[Supplied data]
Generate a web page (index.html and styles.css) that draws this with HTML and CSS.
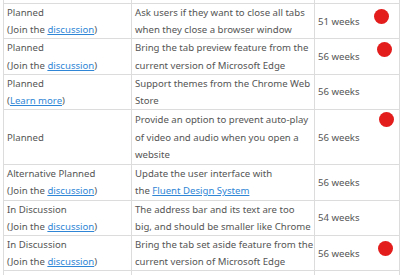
FILE: index.html
```html
<!DOCTYPE html>
<html>
<head>
<meta charset="utf-8">
<link rel="stylesheet" href="styles.css">
</head>
<body>
<table class="roadmap">
  <colgroup>
    <col class="c-status">
    <col class="c-desc">
    <col class="c-age">
  </colgroup>
  <tr class="edge"><td></td><td></td><td></td></tr>
  <tr>
    <td>Planned<br>(Join the <a href="#">discussion</a>)</td>
    <td>Ask users if they want to close all tabs<br>when they close a browser window</td>
    <td class="age"><span class="dot d1"></span>51 weeks</td>
  </tr>
  <tr>
    <td>Planned<br>(Join the <a href="#">discussion</a>)</td>
    <td>Bring the tab preview feature from the<br>current version of Microsoft Edge</td>
    <td class="age"><span class="dot d2"></span>56 weeks</td>
  </tr>
  <tr>
    <td>Planned<br>(<a href="#">Learn more</a>)</td>
    <td>Support themes from the Chrome Web<br>Store</td>
    <td class="age">56 weeks</td>
  </tr>
  <tr class="tall">
    <td>Planned</td>
    <td>Provide an option to prevent auto-play<br>of video and audio when you open a<br>website</td>
    <td class="age"><span class="dot d4"></span>56 weeks</td>
  </tr>
  <tr>
    <td>Alternative Planned<br>(Join the <a href="#">discussion</a>)</td>
    <td>Update the user interface with<br>the <a href="#">Fluent Design System</a></td>
    <td class="age">56 weeks</td>
  </tr>
  <tr>
    <td>In Discussion<br>(Join the <a href="#">discussion</a>)</td>
    <td>The address bar and its text are too<br>big, and should be smaller like Chrome</td>
    <td class="age">54 weeks</td>
  </tr>
  <tr>
    <td>In Discussion<br>(Join the <a href="#">discussion</a>)</td>
    <td>Bring the tab set aside feature from the<br>current version of Microsoft Edge</td>
    <td class="age"><span class="dot d7"></span>56 weeks</td>
  </tr>
  <tr class="edge"><td></td><td></td><td></td></tr>
</table>
</body>
</html>
```
FILE: styles.css
```css
html, body {
  margin: 0;
  padding: 0;
  background: #fff;
  overflow: hidden;
}
body {
  font-family: "Noto Sans", "Open Sans", sans-serif;
  font-size: 9.6px;
  color: #555555;
}
.roadmap {
  border-collapse: collapse;
  margin: -17px 0 0 3px;
  width: 396px;
  table-layout: fixed;
}
.c-status { width: 128px; }
.c-desc { width: 183px; }
.c-age { width: 85px; }
.roadmap td {
  border: 1px solid #dcdcdc;
  padding: 0 3px;
  line-height: 17.2px;
  vertical-align: middle;
  white-space: nowrap;
}
.roadmap tr.edge td { height: 19px; }
.roadmap tr.tall td { height: 54px; }
.roadmap td.age { position: relative; }
a {
  color: #2f86d6;
  text-decoration: underline;
}
.dot {
  position: absolute;
  width: 15px;
  height: 15px;
  border-radius: 50%;
  background: #e31c1c;
}
.d1 { top: 5px; right: 10px; }
.d2 { top: 3px; right: 7px; }
.d4 { top: 2px; right: 5px; }
.d7 { top: 5px; right: 6px; }
```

[Direction]
Print out the material word for word, omitting the pictures.

[The reply]
Generate a web page (index.html and styles.css) that draws this with HTML and CSS.
FILE: index.html
```html
<!DOCTYPE html>
<html>
<head>
<meta charset="utf-8">
<link rel="stylesheet" href="styles.css">
</head>
<body>
<table class="roadmap">
  <colgroup>
    <col class="c-status">
    <col class="c-desc">
    <col class="c-age">
  </colgroup>
  <tr class="edge"><td></td><td></td><td></td></tr>
  <tr>
    <td>Planned<br>(Join the <a href="#">discussion</a>)</td>
    <td>Ask users if they want to close all tabs<br>when they close a browser window</td>
    <td class="age"><span class="dot d1"></span>51 weeks</td>
  </tr>
  <tr>
    <td>Planned<br>(Join the <a href="#">discussion</a>)</td>
    <td>Bring the tab preview feature from the<br>current version of Microsoft Edge</td>
    <td class="age"><span class="dot d2"></span>56 weeks</td>
  </tr>
  <tr>
    <td>Planned<br>(<a href="#">Learn more</a>)</td>
    <td>Support themes from the Chrome Web<br>Store</td>
    <td class="age">56 weeks</td>
  </tr>
  <tr class="tall">
    <td>Planned</td>
    <td>Provide an option to prevent auto-play<br>of video and audio when you open a<br>website</td>
    <td class="age"><span class="dot d4"></span>56 weeks</td>
  </tr>
  <tr>
    <td>Alternative Planned<br>(Join the <a href="#">discussion</a>)</td>
    <td>Update the user interface with<br>the <a href="#">Fluent Design System</a></td>
    <td class="age">56 weeks</td>
  </tr>
  <tr>
    <td>In Discussion<br>(Join the <a href="#">discussion</a>)</td>
    <td>The address bar and its text are too<br>big, and should be smaller like Chrome</td>
    <td class="age">54 weeks</td>
  </tr>
  <tr>
    <td>In Discussion<br>(Join the <a href="#">discussion</a>)</td>
    <td>Bring the tab set aside feature from the<br>current version of Microsoft Edge</td>
    <td class="age"><span class="dot d7"></span>56 weeks</td>
  </tr>
  <tr class="edge"><td></td><td></td><td></td></tr>
</table>
</body>
</html>
```
FILE: styles.css
```css
html, body {
  margin: 0;
  padding: 0;
  background: #fff;
  overflow: hidden;
}
body {
  font-family: "Noto Sans", "Open Sans", sans-serif;
  font-size: 9.6px;
  color: #555555;
}
.roadmap {
  border-collapse: collapse;
  margin: -17px 0 0 3px;
  width: 396px;
  table-layout: fixed;
}
.c-status { width: 128px; }
.c-desc { width: 183px; }
.c-age { width: 85px; }
.roadmap td {
  border: 1px solid #dcdcdc;
  padding: 0 3px;
  line-height: 17.2px;
  vertical-align: middle;
  white-space: nowrap;
}
.roadmap tr.edge td { height: 19px; }
.roadmap tr.tall td { height: 54px; }
.roadmap td.age { position: relative; }
a {
  color: #2f86d6;
  text-decoration: underline;
}
.dot {
  position: absolute;
  width: 15px;
  height: 15px;
  border-radius: 50%;
  background: #e31c1c;
}
.d1 { top: 5px; right: 10px; }
.d2 { top: 3px; right: 7px; }
.d4 { top: 2px; right: 5px; }
.d7 { top: 5px; right: 6px; }
```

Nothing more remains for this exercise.